Pucheu noted that Johanns repeatedly points out that 80 percent of U.S. cotton production is exported, and that American cotton producers should therefore “see the value of complying with all international trade agreements.”

He is quick to emphasize that the reason the vast majority of U.S. cotton is exported is because the U.S. textile industry has been decimated by trade agreements made with China and other nations, opening up domestic markets to imports and leaving the domestic industry unprotected from unfair foreign competition.

Pucheu noted that if the same quotas and duties now in place to protect the domestic biofuel industry were in place for the domestic textile industry, the “U.S. cotton export picture would look entirely different than it does today.

“We can only wonder what the cotton price would be today if the domestic textile industry was consuming 11 million to 12 million bales annually” as it once did, instead of a consumption now about half that.

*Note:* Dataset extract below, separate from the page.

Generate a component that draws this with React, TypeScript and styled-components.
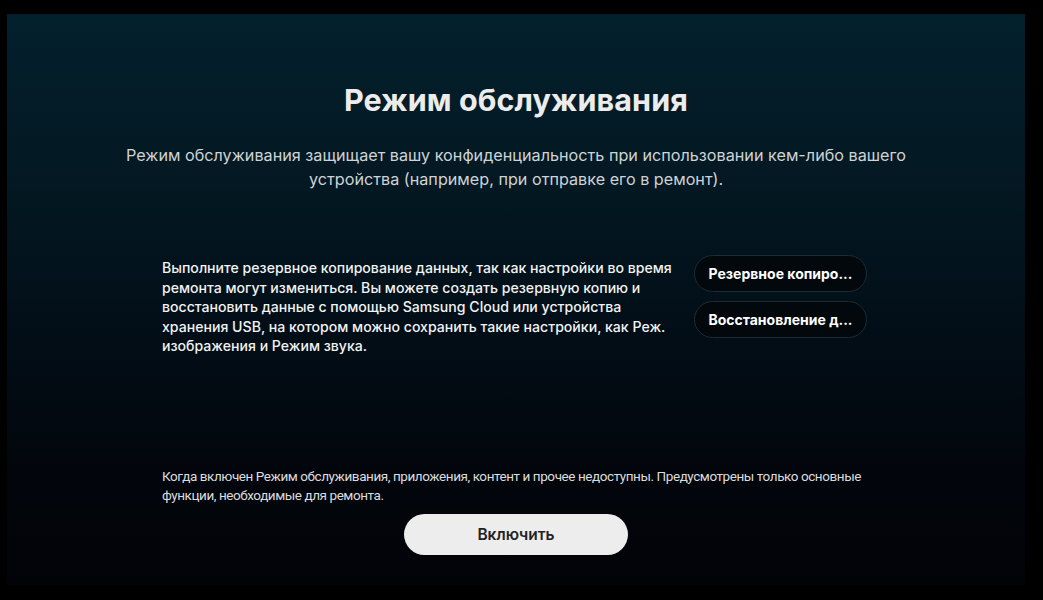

Pucheu said many of the changes proposed by the USDA for the new farm bill are concessions to increase U.S. market access for China, and that the weakened farm bill proposal puts the U.S. in a position of weakness going into the next round of WTO talks.

Every segment of U.S. agriculture believes the U.S. should go into the next round of WTO negotiations from a “position of strength,” said Pucheu, not with a bag of concessions.

As Pucheu was making his presentation, the U.S. cotton industry was in Geneva defending itself against in what he called a “high level” WTO session.

“We are concerned this meeting is to seize additional concessions for U.S. cotton,” he said.

Another Fresno County cotton producer, Don Cameron of Burrell, Calif., is the new president of CCGA, and he echoes Pucheu’s concerns that cotton has been singled out like no other commodity in world trade negotiations and agreements.

“This process has brought pressure to bear on the cotton industry and, unfortunately, until there is an overall final agreement or a total collapse of the concept and the organization, we in the cotton industry will continue to live with uncertainties about future trade policies and how they impact our business in future trade policy.”